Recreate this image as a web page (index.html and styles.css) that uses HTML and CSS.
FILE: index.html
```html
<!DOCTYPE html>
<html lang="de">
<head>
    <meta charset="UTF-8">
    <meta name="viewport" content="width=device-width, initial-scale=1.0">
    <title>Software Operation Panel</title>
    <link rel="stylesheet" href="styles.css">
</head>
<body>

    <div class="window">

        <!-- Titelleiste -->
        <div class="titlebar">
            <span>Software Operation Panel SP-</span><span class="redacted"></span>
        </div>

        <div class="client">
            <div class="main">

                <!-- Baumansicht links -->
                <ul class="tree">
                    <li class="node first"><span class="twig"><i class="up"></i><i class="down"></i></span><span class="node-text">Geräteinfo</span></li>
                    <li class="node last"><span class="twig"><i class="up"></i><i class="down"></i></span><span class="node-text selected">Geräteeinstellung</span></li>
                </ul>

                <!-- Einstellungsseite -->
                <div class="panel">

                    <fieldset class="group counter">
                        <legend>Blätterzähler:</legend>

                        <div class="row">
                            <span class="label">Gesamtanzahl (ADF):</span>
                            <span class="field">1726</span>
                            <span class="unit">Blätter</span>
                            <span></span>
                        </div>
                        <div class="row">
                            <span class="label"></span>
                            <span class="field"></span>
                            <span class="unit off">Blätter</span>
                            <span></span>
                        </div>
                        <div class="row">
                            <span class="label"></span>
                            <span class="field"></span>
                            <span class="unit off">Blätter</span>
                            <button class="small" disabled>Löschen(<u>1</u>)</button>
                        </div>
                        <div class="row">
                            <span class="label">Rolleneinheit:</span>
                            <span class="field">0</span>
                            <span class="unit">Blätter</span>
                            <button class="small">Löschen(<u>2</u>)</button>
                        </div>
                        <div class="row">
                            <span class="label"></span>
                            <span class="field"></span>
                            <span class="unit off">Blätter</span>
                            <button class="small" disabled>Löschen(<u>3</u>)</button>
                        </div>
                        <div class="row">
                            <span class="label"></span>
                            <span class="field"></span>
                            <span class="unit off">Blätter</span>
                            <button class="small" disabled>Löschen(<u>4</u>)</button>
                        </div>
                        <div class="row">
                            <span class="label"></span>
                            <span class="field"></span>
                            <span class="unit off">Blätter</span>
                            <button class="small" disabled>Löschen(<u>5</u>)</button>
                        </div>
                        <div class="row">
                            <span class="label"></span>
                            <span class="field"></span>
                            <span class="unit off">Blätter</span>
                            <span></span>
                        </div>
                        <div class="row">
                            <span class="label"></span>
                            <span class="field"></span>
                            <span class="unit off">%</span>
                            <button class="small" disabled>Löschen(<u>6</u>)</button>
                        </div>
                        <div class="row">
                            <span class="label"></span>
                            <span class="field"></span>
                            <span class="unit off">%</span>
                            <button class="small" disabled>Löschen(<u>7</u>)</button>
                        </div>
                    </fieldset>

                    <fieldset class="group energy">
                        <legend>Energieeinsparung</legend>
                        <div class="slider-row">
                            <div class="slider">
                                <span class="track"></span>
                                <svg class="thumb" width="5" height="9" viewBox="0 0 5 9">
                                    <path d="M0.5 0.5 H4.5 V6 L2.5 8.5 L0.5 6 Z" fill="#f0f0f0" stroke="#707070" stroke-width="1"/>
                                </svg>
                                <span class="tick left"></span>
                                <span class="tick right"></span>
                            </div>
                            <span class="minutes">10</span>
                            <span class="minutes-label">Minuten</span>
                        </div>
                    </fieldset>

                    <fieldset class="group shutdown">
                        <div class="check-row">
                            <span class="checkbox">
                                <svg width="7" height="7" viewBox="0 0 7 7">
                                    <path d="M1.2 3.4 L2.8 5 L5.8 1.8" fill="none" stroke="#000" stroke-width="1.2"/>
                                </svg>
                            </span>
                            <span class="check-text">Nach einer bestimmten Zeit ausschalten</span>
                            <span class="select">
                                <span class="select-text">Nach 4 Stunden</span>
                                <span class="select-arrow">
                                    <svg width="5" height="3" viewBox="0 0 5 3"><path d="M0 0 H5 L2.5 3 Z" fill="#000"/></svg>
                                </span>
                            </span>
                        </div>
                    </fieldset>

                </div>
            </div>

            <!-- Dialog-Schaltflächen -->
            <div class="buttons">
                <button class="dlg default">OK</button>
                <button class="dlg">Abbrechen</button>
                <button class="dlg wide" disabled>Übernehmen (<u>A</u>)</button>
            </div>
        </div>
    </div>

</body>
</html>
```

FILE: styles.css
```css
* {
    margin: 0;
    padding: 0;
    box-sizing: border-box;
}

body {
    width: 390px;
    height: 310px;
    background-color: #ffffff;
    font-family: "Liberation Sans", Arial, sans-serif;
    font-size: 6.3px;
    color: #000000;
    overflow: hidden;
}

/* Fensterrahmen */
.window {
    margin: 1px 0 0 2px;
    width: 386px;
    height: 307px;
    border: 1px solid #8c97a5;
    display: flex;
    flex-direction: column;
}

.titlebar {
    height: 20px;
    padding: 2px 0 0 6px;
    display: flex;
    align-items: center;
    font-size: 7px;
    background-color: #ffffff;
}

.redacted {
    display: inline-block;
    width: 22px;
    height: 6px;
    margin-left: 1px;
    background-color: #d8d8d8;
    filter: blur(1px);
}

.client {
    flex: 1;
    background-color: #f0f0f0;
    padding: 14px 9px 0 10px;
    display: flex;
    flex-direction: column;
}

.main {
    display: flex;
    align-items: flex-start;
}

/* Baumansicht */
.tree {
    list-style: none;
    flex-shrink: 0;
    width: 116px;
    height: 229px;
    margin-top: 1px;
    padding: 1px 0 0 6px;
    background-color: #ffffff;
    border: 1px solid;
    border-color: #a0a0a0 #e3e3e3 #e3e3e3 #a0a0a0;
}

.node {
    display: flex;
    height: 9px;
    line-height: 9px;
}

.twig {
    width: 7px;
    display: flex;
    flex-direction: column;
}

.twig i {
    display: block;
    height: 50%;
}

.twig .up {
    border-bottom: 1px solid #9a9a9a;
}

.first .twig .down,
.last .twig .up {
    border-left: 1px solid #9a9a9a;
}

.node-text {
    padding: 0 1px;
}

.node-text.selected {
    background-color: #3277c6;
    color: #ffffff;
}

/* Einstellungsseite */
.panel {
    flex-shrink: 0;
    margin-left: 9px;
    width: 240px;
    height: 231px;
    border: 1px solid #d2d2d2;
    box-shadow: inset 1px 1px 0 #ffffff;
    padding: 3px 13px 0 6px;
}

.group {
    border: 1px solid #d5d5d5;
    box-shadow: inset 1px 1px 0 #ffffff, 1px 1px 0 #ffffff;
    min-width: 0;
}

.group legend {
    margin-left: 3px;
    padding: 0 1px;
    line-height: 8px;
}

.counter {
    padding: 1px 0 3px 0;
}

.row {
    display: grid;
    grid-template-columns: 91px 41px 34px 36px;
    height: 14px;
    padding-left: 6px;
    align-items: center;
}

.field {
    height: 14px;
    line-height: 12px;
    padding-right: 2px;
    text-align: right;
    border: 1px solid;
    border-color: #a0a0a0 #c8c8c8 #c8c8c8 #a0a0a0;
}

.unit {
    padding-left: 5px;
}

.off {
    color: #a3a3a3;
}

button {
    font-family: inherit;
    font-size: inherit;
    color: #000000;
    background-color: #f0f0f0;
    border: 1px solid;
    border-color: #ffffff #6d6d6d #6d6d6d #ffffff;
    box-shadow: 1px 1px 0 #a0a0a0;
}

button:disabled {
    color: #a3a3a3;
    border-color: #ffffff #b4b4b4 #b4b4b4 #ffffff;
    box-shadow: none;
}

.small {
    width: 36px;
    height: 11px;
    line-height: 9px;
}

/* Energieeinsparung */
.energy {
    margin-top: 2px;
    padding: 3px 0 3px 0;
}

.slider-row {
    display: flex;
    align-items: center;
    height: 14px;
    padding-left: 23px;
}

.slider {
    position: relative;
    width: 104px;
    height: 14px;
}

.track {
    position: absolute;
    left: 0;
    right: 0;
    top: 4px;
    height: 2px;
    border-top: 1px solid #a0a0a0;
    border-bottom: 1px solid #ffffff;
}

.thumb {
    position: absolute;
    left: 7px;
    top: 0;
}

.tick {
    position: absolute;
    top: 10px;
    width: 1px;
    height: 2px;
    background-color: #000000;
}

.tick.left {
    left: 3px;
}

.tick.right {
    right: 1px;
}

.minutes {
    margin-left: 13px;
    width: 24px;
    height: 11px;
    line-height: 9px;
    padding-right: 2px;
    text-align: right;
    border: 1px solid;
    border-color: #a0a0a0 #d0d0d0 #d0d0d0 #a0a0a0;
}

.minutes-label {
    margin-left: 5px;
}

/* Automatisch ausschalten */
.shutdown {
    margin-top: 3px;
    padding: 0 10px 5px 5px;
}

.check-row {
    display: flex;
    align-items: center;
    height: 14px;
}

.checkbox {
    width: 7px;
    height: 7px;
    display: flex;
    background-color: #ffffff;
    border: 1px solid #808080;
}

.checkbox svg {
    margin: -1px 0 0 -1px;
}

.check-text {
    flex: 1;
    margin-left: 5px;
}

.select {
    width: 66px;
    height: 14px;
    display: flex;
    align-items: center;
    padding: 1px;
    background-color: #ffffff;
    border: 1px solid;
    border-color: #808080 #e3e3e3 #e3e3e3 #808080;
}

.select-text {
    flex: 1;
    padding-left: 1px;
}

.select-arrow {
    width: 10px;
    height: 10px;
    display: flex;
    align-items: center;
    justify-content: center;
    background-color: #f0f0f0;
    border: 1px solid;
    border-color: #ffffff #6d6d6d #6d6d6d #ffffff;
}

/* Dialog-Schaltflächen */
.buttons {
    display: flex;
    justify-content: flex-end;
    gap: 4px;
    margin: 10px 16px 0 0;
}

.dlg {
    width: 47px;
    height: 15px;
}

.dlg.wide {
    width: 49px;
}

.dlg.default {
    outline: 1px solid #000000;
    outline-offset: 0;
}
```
-=-=-
- Written problem
From the listing above, copy all lines holding the word "styles".

- Written solution
Recreate this image as a web page (index.html and styles.css) that uses HTML and CSS.
    <link rel="stylesheet" href="styles.css">
FILE: styles.css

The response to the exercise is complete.